We hear a lot about “best practice”, but what does it mean in the context of SQL Server? Wikipedia describes best practice as follows:
A best practice is a method or technique that has been generally accepted as superior to any alternatives because it produces results that are superior to those achieved by other means or because it has become a standard way of doing things, e.g., a standard way of complying with legal or ethical requirements.
We will take a high-level look at high availability and disaster recovery, an important part of database management and administration and a good example of how a certain way of doing things has become a standard. Then we will discuss what it means to implement a best practice for disaster recovery.
High Availability
There are many ways to achieve high availability (HA) — the idea that our database has zero (or close to zero) downtime — and usually this is dictated by our budget. We want business continuity in the face of planned and unplanned downtime. This may take the form of database mirroring, Availability Groups, clustering, or log shipping.
Disaster Recovery
Disaster recovery (DR) is slightly different. It assumes that a disaster has occurred, our highly-available environment has gone down, and now the clock is ticking. Company losses are mounting by the minute.
How this affects me, the DBA
HA/DR is usually expressed in a Service Level Agreement using two terms:
- RPO, or recovery point objective: the maximum amount of data loss allowed by the business.
- RTO, or recovery time objective: the maximum amount of time it should take to recover from a disaster.
What we want is a reliable, predictable and repeatable disaster recovery plan, even if we have a high availability solution that has never failed before. If our Availability Group doesn’t fail over cleanly, or the drive array is on fire, or that Windows Update managed to kill the network interface, we need to roll up our sleeves and activate the DR plan.
So, according to guidance, that means having regular full backups, differential backups, and transaction log backups ready to restore at a moment’s notice, right? Yes, but that’s not where our job stops.
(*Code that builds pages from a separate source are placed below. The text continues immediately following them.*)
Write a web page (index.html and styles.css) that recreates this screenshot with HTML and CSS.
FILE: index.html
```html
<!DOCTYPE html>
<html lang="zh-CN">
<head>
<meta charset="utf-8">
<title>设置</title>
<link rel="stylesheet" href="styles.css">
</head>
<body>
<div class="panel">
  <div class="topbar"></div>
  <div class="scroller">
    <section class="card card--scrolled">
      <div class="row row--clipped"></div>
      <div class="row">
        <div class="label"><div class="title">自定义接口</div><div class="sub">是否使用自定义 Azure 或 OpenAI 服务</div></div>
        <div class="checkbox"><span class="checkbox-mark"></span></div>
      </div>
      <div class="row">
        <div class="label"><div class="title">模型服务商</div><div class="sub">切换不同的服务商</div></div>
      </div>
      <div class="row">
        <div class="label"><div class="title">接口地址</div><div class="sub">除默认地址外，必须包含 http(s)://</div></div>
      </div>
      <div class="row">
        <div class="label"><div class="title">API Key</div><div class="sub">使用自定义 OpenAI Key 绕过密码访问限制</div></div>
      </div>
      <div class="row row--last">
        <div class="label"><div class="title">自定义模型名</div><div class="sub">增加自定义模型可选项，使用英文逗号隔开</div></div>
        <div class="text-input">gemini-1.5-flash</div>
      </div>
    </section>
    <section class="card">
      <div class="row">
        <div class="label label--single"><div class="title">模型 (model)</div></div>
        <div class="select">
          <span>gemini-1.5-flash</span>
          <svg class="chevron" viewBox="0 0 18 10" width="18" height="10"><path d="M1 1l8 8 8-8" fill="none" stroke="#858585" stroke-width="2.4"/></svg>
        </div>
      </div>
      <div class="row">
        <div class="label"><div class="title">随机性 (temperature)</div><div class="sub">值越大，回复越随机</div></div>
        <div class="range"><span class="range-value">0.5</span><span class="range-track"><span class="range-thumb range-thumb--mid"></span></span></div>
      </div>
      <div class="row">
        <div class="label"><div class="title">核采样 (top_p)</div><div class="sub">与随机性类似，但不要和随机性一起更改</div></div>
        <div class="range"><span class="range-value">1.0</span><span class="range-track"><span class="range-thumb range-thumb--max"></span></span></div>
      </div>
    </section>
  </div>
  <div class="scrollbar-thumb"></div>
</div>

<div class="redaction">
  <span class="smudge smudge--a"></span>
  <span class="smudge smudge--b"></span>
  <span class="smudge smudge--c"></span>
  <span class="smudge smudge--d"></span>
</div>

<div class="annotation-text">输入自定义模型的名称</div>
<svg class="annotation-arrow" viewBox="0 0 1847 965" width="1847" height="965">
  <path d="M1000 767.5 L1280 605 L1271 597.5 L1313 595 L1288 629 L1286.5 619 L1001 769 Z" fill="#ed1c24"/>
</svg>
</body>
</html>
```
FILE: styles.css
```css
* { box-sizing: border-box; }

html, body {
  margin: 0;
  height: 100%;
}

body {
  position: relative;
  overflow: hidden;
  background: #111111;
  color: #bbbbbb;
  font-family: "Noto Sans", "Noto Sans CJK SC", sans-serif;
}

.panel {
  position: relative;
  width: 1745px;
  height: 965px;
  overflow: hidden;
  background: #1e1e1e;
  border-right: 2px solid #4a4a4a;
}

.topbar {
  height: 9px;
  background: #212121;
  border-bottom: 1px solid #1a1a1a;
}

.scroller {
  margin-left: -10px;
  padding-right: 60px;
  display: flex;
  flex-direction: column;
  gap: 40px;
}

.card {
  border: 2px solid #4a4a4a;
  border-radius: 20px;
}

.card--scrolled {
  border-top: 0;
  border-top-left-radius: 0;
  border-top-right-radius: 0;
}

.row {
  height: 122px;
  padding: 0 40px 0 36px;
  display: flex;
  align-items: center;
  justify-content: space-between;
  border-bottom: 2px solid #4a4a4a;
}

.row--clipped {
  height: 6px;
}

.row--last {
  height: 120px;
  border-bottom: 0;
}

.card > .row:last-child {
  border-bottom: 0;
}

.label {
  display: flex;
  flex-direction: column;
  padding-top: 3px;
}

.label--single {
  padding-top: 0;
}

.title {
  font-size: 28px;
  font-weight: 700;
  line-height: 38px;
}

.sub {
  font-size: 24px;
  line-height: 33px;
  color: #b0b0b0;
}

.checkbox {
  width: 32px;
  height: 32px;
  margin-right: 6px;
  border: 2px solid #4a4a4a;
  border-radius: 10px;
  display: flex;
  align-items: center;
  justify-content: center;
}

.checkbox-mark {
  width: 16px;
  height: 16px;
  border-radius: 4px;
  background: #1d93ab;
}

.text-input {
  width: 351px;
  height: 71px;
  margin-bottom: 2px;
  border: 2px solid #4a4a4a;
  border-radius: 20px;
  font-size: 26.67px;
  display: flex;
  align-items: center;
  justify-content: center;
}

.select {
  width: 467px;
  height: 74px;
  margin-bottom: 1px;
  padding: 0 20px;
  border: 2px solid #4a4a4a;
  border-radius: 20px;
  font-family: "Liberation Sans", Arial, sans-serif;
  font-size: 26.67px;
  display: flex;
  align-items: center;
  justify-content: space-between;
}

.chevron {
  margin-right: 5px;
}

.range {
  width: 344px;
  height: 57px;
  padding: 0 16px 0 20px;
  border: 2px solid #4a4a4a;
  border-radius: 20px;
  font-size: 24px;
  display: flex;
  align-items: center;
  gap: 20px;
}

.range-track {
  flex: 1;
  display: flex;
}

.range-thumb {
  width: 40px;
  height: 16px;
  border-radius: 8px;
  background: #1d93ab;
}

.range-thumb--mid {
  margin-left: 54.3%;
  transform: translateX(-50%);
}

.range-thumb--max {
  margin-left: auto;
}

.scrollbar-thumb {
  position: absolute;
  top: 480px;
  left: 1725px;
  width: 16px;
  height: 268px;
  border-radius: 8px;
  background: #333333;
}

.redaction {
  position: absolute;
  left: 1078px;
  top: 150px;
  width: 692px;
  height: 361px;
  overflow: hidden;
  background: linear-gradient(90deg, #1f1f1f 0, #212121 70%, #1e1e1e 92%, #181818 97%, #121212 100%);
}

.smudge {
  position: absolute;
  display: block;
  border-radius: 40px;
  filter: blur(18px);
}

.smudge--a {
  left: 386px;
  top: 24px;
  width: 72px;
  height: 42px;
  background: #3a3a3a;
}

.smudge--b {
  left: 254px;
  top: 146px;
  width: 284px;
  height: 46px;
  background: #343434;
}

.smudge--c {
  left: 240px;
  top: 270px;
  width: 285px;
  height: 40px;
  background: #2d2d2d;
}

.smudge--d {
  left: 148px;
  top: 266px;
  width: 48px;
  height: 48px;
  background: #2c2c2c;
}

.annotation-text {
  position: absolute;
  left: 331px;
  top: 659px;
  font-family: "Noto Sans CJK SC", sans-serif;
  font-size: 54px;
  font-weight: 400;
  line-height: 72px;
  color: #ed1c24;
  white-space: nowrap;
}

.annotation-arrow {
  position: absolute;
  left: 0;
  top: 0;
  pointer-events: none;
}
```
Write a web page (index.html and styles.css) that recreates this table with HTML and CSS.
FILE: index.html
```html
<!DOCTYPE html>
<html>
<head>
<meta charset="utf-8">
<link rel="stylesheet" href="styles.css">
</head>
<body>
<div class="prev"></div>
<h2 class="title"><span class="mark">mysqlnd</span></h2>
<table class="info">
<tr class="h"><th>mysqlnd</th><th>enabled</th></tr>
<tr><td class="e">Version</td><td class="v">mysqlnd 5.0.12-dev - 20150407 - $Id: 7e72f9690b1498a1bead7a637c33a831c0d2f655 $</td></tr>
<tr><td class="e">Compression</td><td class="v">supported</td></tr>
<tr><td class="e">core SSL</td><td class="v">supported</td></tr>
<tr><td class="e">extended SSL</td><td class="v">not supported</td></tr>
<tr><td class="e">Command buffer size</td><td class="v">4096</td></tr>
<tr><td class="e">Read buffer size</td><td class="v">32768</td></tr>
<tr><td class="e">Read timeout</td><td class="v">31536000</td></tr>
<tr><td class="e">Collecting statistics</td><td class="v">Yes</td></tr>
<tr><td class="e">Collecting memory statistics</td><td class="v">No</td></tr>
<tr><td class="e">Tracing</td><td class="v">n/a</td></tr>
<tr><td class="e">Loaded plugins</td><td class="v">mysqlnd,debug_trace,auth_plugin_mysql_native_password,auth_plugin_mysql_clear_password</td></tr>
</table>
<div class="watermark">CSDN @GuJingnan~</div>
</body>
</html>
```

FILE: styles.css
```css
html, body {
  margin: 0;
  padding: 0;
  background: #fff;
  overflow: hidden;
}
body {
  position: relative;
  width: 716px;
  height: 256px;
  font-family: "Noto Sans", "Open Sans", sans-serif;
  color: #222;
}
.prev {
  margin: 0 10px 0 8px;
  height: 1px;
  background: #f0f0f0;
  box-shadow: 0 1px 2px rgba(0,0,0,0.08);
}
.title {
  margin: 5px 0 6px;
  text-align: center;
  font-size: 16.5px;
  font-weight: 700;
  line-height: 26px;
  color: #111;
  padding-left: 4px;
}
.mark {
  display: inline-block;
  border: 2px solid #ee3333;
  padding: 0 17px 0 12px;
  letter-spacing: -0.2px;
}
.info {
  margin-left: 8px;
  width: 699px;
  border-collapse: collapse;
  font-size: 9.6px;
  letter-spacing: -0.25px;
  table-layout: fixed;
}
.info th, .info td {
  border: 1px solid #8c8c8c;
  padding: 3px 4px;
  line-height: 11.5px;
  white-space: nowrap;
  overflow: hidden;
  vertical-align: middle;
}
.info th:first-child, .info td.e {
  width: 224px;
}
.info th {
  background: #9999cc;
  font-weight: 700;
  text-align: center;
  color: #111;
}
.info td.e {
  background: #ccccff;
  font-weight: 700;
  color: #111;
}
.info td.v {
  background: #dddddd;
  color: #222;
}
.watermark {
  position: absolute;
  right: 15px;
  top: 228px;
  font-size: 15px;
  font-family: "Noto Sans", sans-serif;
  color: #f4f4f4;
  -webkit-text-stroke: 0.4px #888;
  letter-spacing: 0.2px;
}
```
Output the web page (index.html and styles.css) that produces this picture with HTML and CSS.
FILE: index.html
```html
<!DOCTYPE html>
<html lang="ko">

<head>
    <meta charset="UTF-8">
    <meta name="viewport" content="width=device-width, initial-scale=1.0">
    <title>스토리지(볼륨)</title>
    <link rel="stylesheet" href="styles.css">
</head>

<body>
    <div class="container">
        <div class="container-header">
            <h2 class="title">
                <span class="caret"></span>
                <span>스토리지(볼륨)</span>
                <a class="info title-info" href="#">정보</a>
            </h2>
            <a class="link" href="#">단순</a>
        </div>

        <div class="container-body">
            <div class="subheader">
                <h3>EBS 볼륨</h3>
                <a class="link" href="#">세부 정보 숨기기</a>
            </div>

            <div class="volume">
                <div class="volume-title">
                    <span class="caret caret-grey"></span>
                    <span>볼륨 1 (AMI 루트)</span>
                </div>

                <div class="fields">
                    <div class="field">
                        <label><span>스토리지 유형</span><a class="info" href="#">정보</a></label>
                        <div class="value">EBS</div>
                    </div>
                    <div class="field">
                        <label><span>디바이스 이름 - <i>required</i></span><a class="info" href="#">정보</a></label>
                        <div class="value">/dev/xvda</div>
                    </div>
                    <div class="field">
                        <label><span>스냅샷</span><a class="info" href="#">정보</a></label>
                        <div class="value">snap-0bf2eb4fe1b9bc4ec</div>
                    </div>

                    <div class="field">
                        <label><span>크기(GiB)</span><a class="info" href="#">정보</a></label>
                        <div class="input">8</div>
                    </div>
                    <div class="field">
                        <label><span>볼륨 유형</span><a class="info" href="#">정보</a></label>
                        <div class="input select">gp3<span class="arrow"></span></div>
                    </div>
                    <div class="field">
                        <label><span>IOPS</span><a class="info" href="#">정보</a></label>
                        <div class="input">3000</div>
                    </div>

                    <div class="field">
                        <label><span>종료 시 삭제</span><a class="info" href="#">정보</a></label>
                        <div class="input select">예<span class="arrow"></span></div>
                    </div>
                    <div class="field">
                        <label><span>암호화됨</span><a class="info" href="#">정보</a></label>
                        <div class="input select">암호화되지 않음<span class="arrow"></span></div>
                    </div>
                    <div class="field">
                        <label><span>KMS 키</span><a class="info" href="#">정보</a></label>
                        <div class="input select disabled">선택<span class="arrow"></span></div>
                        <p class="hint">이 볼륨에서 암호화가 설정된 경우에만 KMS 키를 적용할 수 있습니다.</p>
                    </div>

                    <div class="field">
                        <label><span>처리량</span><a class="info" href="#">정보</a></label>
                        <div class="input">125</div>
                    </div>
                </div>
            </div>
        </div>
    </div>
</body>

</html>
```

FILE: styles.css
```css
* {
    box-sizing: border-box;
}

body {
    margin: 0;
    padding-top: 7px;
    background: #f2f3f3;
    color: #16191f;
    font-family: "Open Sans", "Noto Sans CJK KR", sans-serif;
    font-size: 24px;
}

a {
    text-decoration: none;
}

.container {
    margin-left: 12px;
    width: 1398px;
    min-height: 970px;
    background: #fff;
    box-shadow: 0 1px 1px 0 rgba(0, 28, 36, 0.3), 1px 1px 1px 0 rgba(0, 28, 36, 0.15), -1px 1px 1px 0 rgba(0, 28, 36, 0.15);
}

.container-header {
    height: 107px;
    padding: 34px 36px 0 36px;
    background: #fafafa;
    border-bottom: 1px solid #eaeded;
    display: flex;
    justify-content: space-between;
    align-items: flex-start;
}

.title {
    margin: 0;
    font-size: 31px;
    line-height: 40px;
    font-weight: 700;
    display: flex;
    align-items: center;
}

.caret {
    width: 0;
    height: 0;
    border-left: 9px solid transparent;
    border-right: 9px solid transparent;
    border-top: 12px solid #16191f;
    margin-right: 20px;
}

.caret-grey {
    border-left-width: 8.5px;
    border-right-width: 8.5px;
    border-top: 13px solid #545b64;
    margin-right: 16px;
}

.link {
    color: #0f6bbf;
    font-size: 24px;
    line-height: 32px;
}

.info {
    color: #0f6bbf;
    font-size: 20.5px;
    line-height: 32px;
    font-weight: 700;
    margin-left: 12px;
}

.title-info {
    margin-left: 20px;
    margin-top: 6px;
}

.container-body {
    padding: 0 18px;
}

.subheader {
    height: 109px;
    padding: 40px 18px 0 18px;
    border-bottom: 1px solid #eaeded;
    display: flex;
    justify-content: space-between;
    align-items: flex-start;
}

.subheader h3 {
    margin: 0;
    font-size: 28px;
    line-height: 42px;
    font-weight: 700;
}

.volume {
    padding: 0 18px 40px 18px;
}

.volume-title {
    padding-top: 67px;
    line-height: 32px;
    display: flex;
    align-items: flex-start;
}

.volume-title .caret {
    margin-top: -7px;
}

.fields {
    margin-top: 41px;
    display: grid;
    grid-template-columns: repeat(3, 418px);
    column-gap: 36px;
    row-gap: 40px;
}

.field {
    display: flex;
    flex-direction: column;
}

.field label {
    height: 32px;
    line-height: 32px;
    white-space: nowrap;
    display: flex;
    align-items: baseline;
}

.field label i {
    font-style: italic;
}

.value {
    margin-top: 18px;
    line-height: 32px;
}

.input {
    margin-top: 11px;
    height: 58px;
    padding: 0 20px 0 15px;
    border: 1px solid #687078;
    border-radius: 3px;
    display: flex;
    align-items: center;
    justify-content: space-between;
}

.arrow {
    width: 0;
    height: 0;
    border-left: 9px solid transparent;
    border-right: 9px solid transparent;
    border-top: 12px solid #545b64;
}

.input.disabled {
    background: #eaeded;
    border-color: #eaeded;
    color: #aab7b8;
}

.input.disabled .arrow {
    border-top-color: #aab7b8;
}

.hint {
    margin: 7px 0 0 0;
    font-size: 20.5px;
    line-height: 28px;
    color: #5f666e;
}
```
Putting our best foot forward
This is where best practice comes in. It’s all very well having a good disaster recovery plan, but it’s useless if we don’t test it. Best practice in this case would be having both a good backup strategy and a methodology to make sure our DR plan is tested often, so that when something goes wrong, we have a script to follow. That way we will be able to recover with a small RPO and a short RTO, so that business is impacted as little as possible.
We call this a Run Book. Anyone in our organisation should be able to follow the script and perform a successful recovery.
What if we are incapacitated in some way, or in my case recently, stuck on an aircraft with no access to the Internet? What if the only person who is able to restore the environment is the CEO after hearing that her building is on fire?
Our backups must not only be stored securely somewhere (and in my post last week, I provided a budget-friendly solution on how to do off-site backups), but we should be able to restore to a known point in time, within the recovery time objective, losing as little data as possible.
Our run book should be clear enough so that the person who is testing the disaster recovery plan understands it so as not to ask us questions.
Earlier we saw the word “superior” repeated in the definition of best practice. A superior solution doesn’t need to be the most expensive one, using the latest and greatest tools. A run book could be an Excel file containing enough information to rebuild a server and locate magical scripts in the cloud that are tested weekly.
Know the problem we’re trying to solve. Build a solution that is practical and cost-effective for our environment. Test and iterate until it is flawless. That’s best practice.